Tag Archives: mommy guilt

Mommy Guilt: Save The Guilt For Late-Night Ice Cream and Pizza

When I’m at work, I feel guilty for not spending more time with my kid. When I’m with my kid, I feel bad for not doing more for work. Either way, I feel guilty.

It’s like that for moms. We feed bad, we feel guilty, we feel responsible when things don’t work out “right.” And who can blame us? Guilt trips are given by many: from our friends, grandparents, spouses, colleagues, doctors, the list goes on and on. And it starts early, are you getting an epidural? Circumcision or no? Will you let your baby cry herself to sleep? Breast or bottle? Using Time Outs? It’s enough to make your head spin.

Why should we moms add to the list? Also, do dad’s feel the same way? I know Hubby regrets not spending more time with Logan, especially since he logs 60 to 70 hours a week, but I don’t think he mentally flogs himself like I’m prone to doing.

In my sensible mind, I know Logan’s fine at daycare and loves it and I know that at work I’m busting my ass. But in my heart, well it’s not as reasonable as my mind, and that’s where the guilt comes in.

So I try to lean on my brain power to help figure out a better balance.

  • Hire help. I’ve said it before, I’ll say it again. If you can afford it, get help. We have a cheap cleaning lady come to do the heavy duty cleaning. That way we’re spending our weekends doing fun stuff as a family instead of scrubbing toilets. There’s other help that’s out there, hiring someone to drive your kid to and from daycare can eliminate your daycare commute, freeing up more of your time.
  • Be creative with your work schedule. If your employer allows, see what you can do with your schedule to make it work for your family. My bosses let me come in early and leave in the late afternoon and I often take lunch at my desk, which for some is inadvisable, but it helps me plow through my To Do list.

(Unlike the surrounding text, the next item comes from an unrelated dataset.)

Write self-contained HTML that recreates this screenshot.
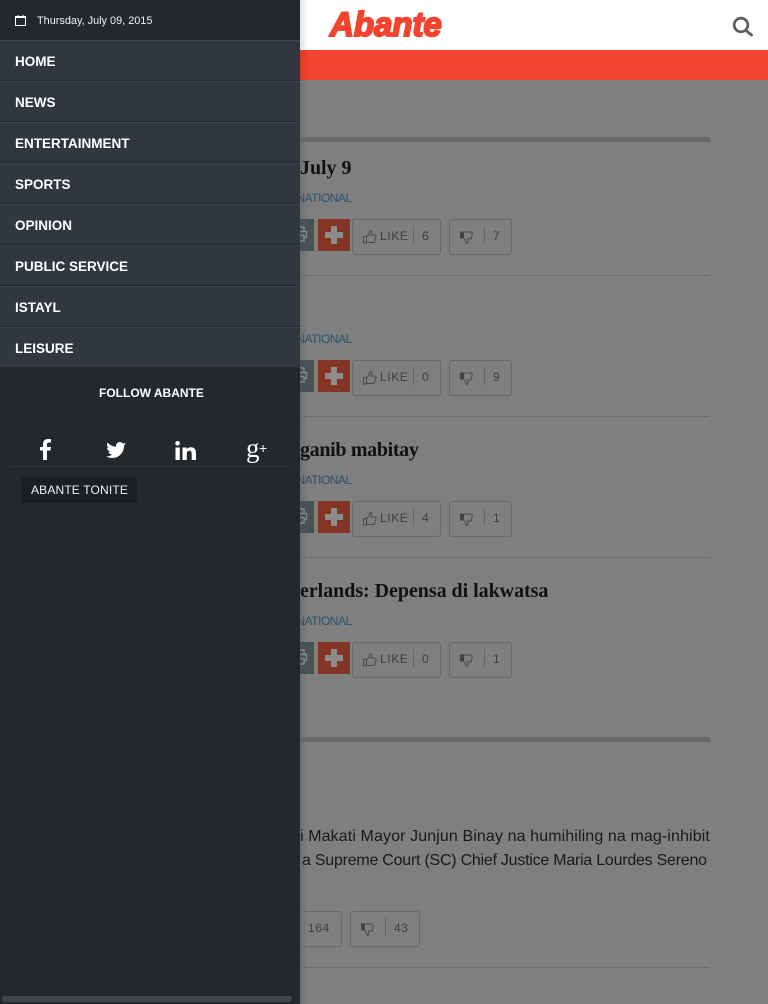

One friend of mine works an extra hour Monday through Thursday so that she can have a short work day on Friday, allowing her to spend extra time with her daughter then.
  • Change. If the guilt is too overwhelming and the flexibility is not there, look to change your situation. Easier said than done, especially in this economy, but still it’s worth a try. In the end you gotta be honest with yourself and ask, is it worth it?